Robot (he never does get a name) and Frank’s crime spree is the movie’s highlight. At first I thought Frank Langella might be too erudite an actor for such an aging wise guy role, but he proves to be very good at playing a tough guy working hard at hiding his vulnerabilities.
The robot looks like a slightly less constipated version of Asimo. He’s clearly played by a person in a robot suit (in this case a woman, Rachael Ma), and is voiced by Peter Sarsgaard. His robot voice will get comparisons to HAL in 2001, but to me, he sounded uncannily like Michael Emerson, so much so I just assumed throughout the whole movie that it actually was Emerson.

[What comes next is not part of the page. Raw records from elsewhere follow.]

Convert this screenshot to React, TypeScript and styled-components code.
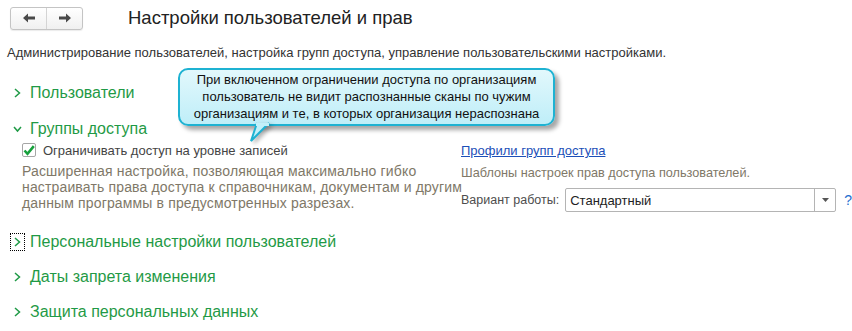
import React from "react";
import styled, { createGlobalStyle } from "styled-components";

const GlobalStyle = createGlobalStyle`
  html, body {
    margin: 0;
    padding: 0;
    background: #ffffff;
  }
  body {
    font-family: "Liberation Sans", Arial, sans-serif;
    color: #333333;
  }
`;

const Chevron: React.FC<{ open?: boolean }> = ({ open }) => (
  <svg width="9" height="10" viewBox="0 0 9 10">
    {open ? (
      <polyline points="1,3 4.5,7 8,3" fill="none" stroke="#1f9a46" strokeWidth="1.5" />
    ) : (
      <polyline points="2,1 6.5,5 2,9" fill="none" stroke="#1f9a46" strokeWidth="1.5" />
    )}
  </svg>
);

const Arrow: React.FC<{ dir: "left" | "right" }> = ({ dir }) => (
  <svg width="12" height="10" viewBox="0 0 12 10">
    {dir === "left" ? (
      <path d="M0 5 L5 0.5 L5 3.6 L12 3.6 L12 6.4 L5 6.4 L5 9.5 Z" fill="#4a4a4a" />
    ) : (
      <path d="M12 5 L7 0.5 L7 3.6 L0 3.6 L0 6.4 L7 6.4 L7 9.5 Z" fill="#4a4a4a" />
    )}
  </svg>
);

export default function App() {
  return (
    <>
      <GlobalStyle />
      <Page>
        <Header>
          <NavGroup>
            <NavButton>
              <Arrow dir="left" />
            </NavButton>
            <NavButton>
              <Arrow dir="right" />
            </NavButton>
          </NavGroup>
          <Title>Настройки пользователей и прав</Title>
        </Header>
        <Description>
          Администрирование пользователей, настройка групп доступа, управление пользовательскими настройками.
        </Description>

        <SectionRow $height={36}>
          <ChevronBox>
            <Chevron />
          </ChevronBox>
          <SectionTitle>Пользователи</SectionTitle>
        </SectionRow>

        <SectionRow $height={36}>
          <ChevronBox>
            <Chevron open />
          </ChevronBox>
          <SectionTitle>Группы доступа</SectionTitle>
        </SectionRow>

        <GroupBody>
          <LeftColumn>
            <CheckRow>
              <CheckBox>
                <svg width="12" height="11" viewBox="0 0 12 11">
                  <polyline
                    points="1.5,5.5 4.5,8.8 10.8,1.2"
                    fill="none"
                    stroke="#16a03c"
                    strokeWidth="2.6"
                  />
                </svg>
              </CheckBox>
              <Label>Ограничивать доступ на уровне записей</Label>
            </CheckRow>
            <Hint>
              Расширенная настройка, позволяющая максимально гибко
              <br />
              настраивать права доступа к справочникам, документам и другим
              <br />
              данным программы в предусмотренных разрезах.
            </Hint>
          </LeftColumn>
          <RightColumn>
            <Link>Профили групп доступа</Link>
            <RightHint>Шаблоны настроек прав доступа пользователей.</RightHint>
            <SelectRow>
              <FieldLabel>Вариант работы:</FieldLabel>
              <Select>
                <SelectValue>Стандартный</SelectValue>
                <SelectButton>
                  <svg width="7" height="4" viewBox="0 0 7 4">
                    <path d="M0 0 L7 0 L3.5 4 Z" fill="#555" />
                  </svg>
                </SelectButton>
              </Select>
              <Help>?</Help>
            </SelectRow>
          </RightColumn>
        </GroupBody>

        <SectionRow $height={34}>
          <ChevronBox $focused>
            <Chevron />
          </ChevronBox>
          <SectionTitle>Персональные настройки пользователей</SectionTitle>
        </SectionRow>
        <SectionRow $height={35}>
          <ChevronBox>
            <Chevron />
          </ChevronBox>
          <SectionTitle>Даты запрета изменения</SectionTitle>
        </SectionRow>
        <SectionRow $height={35}>
          <ChevronBox>
            <Chevron />
          </ChevronBox>
          <SectionTitle>Защита персональных данных</SectionTitle>
        </SectionRow>

        <Bubble>
          При включенном ограничении доступа по организациям
          <br />
          пользователь не видит распознанные сканы по чужим
          <br />
          организациям и те, в которых организация нераспознана
          <BubbleTail viewBox="0 0 20 19" width="20" height="19">
            <path d="M6 0 L0 18 L18 0" fill="#c2f0f9" stroke="#1eb2d2" strokeWidth="2" />
            <rect x="5" y="0" width="13" height="3" fill="#c2f0f9" />
          </BubbleTail>
        </Bubble>
      </Page>
    </>
  );
}

const Page = styled.div`
  position: relative;
  width: 852px;
  height: 331px;
  overflow: hidden;
  padding: 6px 0 0 0;
  box-sizing: border-box;
`;

const Header = styled.div`
  display: flex;
  align-items: center;
  height: 24px;
  padding-left: 10px;
`;

const NavGroup = styled.div`
  display: flex;
  width: 73px;
  height: 23px;
  border: 1px solid #c4c4c4;
  border-radius: 3px;
  box-sizing: border-box;
  background: linear-gradient(#ffffff, #f0f0f0);
  box-shadow: 0 1px 1px rgba(0, 0, 0, 0.08);
`;

const NavButton = styled.div`
  flex: 1;
  display: flex;
  align-items: center;
  justify-content: center;
  & + & {
    border-left: 1px solid #d4d4d4;
  }
`;

const Title = styled.h1`
  margin: 0 0 0 45px;
  font-size: 18.5px;
  font-weight: normal;
  color: #222222;
`;

const Description = styled.div`
  margin-top: 15px;
  padding-left: 7px;
  font-size: 13px;
  line-height: 15px;
  color: #333333;
  height: 30px;
`;

const SectionRow = styled.div<{ $height: number }>`
  display: flex;
  align-items: center;
  height: ${(p) => p.$height}px;
  padding-left: 10px;
`;

const ChevronBox = styled.div<{ $focused?: boolean }>`
  width: 15px;
  height: 18px;
  display: flex;
  align-items: center;
  justify-content: center;
  box-sizing: border-box;
  border: 1px dotted ${(p) => (p.$focused ? "#000000" : "transparent")};
  margin-right: 5px;
`;

const SectionTitle = styled.div`
  font-size: 16px;
  color: #1f9a46;
`;

const GroupBody = styled.div`
  display: grid;
  grid-template-columns: 439px 1fr;
  height: 78px;
  padding-left: 22px;
`;

const LeftColumn = styled.div`
  display: flex;
  flex-direction: column;
`;

const CheckRow = styled.div`
  display: flex;
  align-items: center;
  height: 16px;
  margin-top: -5px;
`;

const CheckBox = styled.div`
  width: 14px;
  height: 14px;
  border: 1px solid #a6a6a6;
  border-radius: 2px;
  box-sizing: border-box;
  display: flex;
  align-items: center;
  justify-content: center;
  margin-right: 7px;
  background: #ffffff;
`;

const Label = styled.span`
  font-size: 13px;
  color: #444444;
  white-space: nowrap;
`;

const FieldLabel = styled(Label)`
  font-size: 12.5px;
  color: #4d4d4d;
`;

const Hint = styled.div`
  margin-top: 5px;
  font-size: 14px;
  letter-spacing: 0.15px;
  line-height: 16px;
  color: #807868;
  white-space: nowrap;
`;

const RightColumn = styled.div`
  display: flex;
  flex-direction: column;
  align-items: flex-start;
`;

const Link = styled.a`
  font-size: 13px;
  color: #1c4fb8;
  text-decoration: underline;
  line-height: 16px;
  margin-top: -4px;
`;

const RightHint = styled.div`
  margin-top: 7px;
  font-size: 12.7px;
  line-height: 15px;
  color: #807868;
`;

const SelectRow = styled.div`
  display: flex;
  align-items: center;
  margin-top: 7px;
  gap: 6px;
`;

const Select = styled.div`
  display: flex;
  width: 271px;
  height: 24px;
  border: 1px solid #b4b4b4;
  border-radius: 2px;
  box-sizing: border-box;
  background: #ffffff;
`;

const SelectValue = styled.div`
  flex: 1;
  display: flex;
  align-items: center;
  padding-left: 4px;
  font-size: 13px;
  color: #222222;
`;

const SelectButton = styled.div`
  width: 20px;
  display: flex;
  align-items: center;
  justify-content: center;
  border-left: 1px solid #b4b4b4;
`;

const Help = styled.span`
  margin-left: 2px;
  font-size: 14px;
  color: #1f6fd0;
`;

const Bubble = styled.div`
  position: absolute;
  left: 178px;
  top: 68px;
  width: 377px;
  height: 58px;
  box-sizing: border-box;
  border: 2px solid #1eb2d2;
  border-radius: 10px;
  background: linear-gradient(#e2f8fc, #bfeef8);
  box-shadow: 4px 4px 4px rgba(0, 0, 0, 0.35);
  font-size: 13px;
  line-height: 17px;
  color: #111111;
  text-align: center;
  padding-top: 1px;
  white-space: nowrap;
`;

const BubbleTail = styled.svg`
  position: absolute;
  left: 71px;
  top: 53px;
  overflow: visible;
  filter: drop-shadow(3px 2px 2px rgba(0, 0, 0, 0.3));
`;
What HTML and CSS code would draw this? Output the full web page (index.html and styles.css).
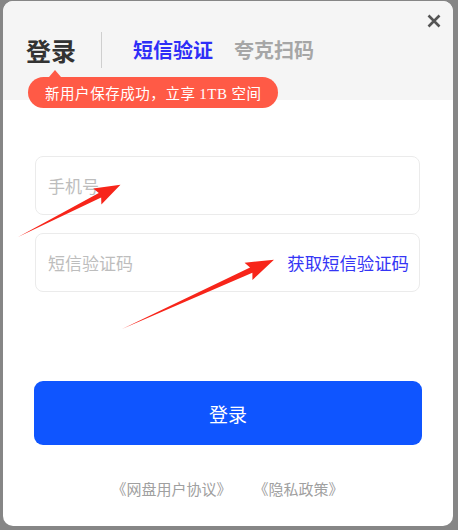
FILE: index.html
```html
<!DOCTYPE html>
<html lang="zh-CN">
<head>
<meta charset="utf-8">
<title>登录</title>
<link rel="stylesheet" href="styles.css">
</head>
<body>
<div class="modal">
  <div class="header">
    <div class="close">
      <svg width="14" height="14" viewBox="0 0 14 14"><path d="M1.5 1.5 L12.5 12.5 M12.5 1.5 L1.5 12.5" stroke="#555" stroke-width="2.6" stroke-linecap="butt"/></svg>
    </div>
    <div class="tabs">
      <span class="title">登录</span>
      <span class="divider"></span>
      <span class="tab active">短信验证</span>
      <span class="tab">夸克扫码</span>
    </div>
    <div class="badge">新用户保存成功，立享 <span class="latin">1TB</span> 空间</div>
  </div>
  <div class="form">
    <div class="field"><span class="ph">手机号</span></div>
    <div class="field"><span class="ph">短信验证码</span><span class="get-code">获取短信验证码</span></div>
    <div class="submit">登录</div>
    <div class="links">
      <span>《网盘用户协议》</span>
      <span>《隐私政策》</span>
    </div>
  </div>
</div>
<svg class="arrows" width="458" height="530" viewBox="0 0 458 530">
  <g transform="translate(18 237) rotate(-27)">
    <polygon points="0,0 92,-2.6 89,-9 115,0 89,9 92,2.6" fill="#f7251a"/>
  </g>
  <g transform="translate(122 329) rotate(-24.5)">
    <polygon points="0,0 142,-2.8 139,-9.5 167,0 139,9.5 142,2.8" fill="#f7251a"/>
  </g>
</svg>
</body>
</html>
```

FILE: styles.css
```css
html, body {
  margin: 0;
  padding: 0;
}
body {
  background: #868686;
  width: 458px;
  height: 530px;
  position: relative;
  overflow: hidden;
  font-family: "Noto Sans CJK SC", "Noto Sans", sans-serif;
}
.modal {
  position: relative;
  margin: 1px 0 0 3px;
  width: 450px;
  height: 525px;
  background: #fff;
  border-radius: 10px;
  overflow: hidden;
  display: flex;
  flex-direction: column;
}
.header {
  position: relative;
  height: 99px;
  background: #f5f5f5;
  flex: none;
}
.close {
  position: absolute;
  top: 13px;
  right: 12px;
  width: 14px;
  height: 14px;
  display: flex;
}
.tabs {
  display: flex;
  align-items: center;
  padding: 31px 0 0 23px;
  height: 36px;
}
.title {
  font-size: 25px;
  font-weight: 700;
  color: #333;
  line-height: 36px;
}
.divider {
  width: 1px;
  height: 36px;
  background: #cfcfcf;
  margin-left: 25px;
}
.tab {
  font-size: 20px;
  font-weight: 700;
  color: #a6a6a6;
  line-height: 36px;
  margin-left: 21px;
}
.tab.active {
  color: #2e2ef7;
  margin-left: 31px;
}
.badge {
  position: absolute;
  left: 25px;
  top: 76px;
  height: 31px;
  line-height: 31px;
  padding: 0 16px 0 17px;
  border-radius: 16px;
  background: #ff5a46;
  color: #fff;
  font-size: 14.5px;
  letter-spacing: 0.55px;
  z-index: 2;
  white-space: nowrap;
}
.badge::before {
  content: "";
  position: absolute;
  left: 21px;
  top: -7px;
  border-left: 6px solid transparent;
  border-right: 6px solid transparent;
  border-bottom: 7px solid #ff5a46;
}
.latin {
  font-family: "Liberation Serif", serif;
  font-size: 15px;
}
.form {
  display: flex;
  flex-direction: column;
  padding: 56px 33px 0 32px;
}
.field {
  box-sizing: border-box;
  height: 59px;
  border: 1px solid #ebebeb;
  border-radius: 8px;
  padding: 0 10px 0 12px;
  display: flex;
  align-items: center;
  justify-content: space-between;
}
.field + .field {
  margin-top: 18px;
}
.ph {
  font-size: 17px;
  color: #bdbdbd;
}
.get-code {
  font-size: 17.4px;
  color: #3535f5;
}
.submit {
  margin: 89px -2px 0 -1px;
  height: 64px;
  border-radius: 9px;
  background: #0f55ff;
  color: #fff;
  font-size: 19px;
  display: flex;
  align-items: center;
  justify-content: center;
}
.links {
  margin-top: 35px;
  display: flex;
  justify-content: center;
  gap: 22px;
  font-size: 15px;
  line-height: 18px;
  color: #a0a0a0;
}
.arrows {
  position: absolute;
  left: 0;
  top: 0;
  pointer-events: none;
}
```
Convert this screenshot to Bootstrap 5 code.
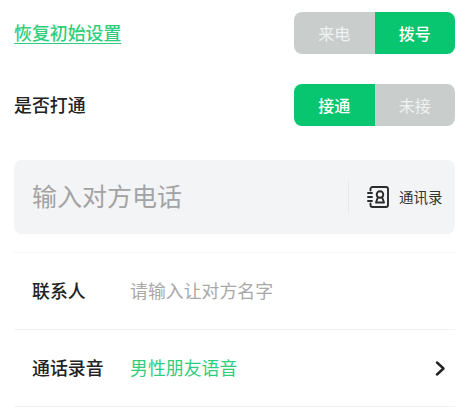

Robot and Frank is a small movie. It’s science fiction, but not flashy; aside from the robot, clear cell phones, and video projected phone calls, it could be now. The setting is contained in an almost claustrophobic way; Frank’s world has gotten smaller as his mind begins to fail him.
Memories, and the idea that we are our memories, is an obvious theme here. Frank is losing his, and his robot can have his “memory” erased with the touch of a button…
And this is an interesting, almost philosophical subject. But the movie falls short, and basically ends before it gets a chance to really explore it. It’s like screenwriter Christopher D. Ford confused subtlety with just plain not writing enough.
There’s are moments that are genuinely funny, and Langella is able to say lines like “he’s my friend” without making you want to roll your eyes; it’s certainly a very unique partners-in-crime movie. But ultimately, its smallness works against it, resulting in a movie that never gets a chance to take off, or be truly memorable.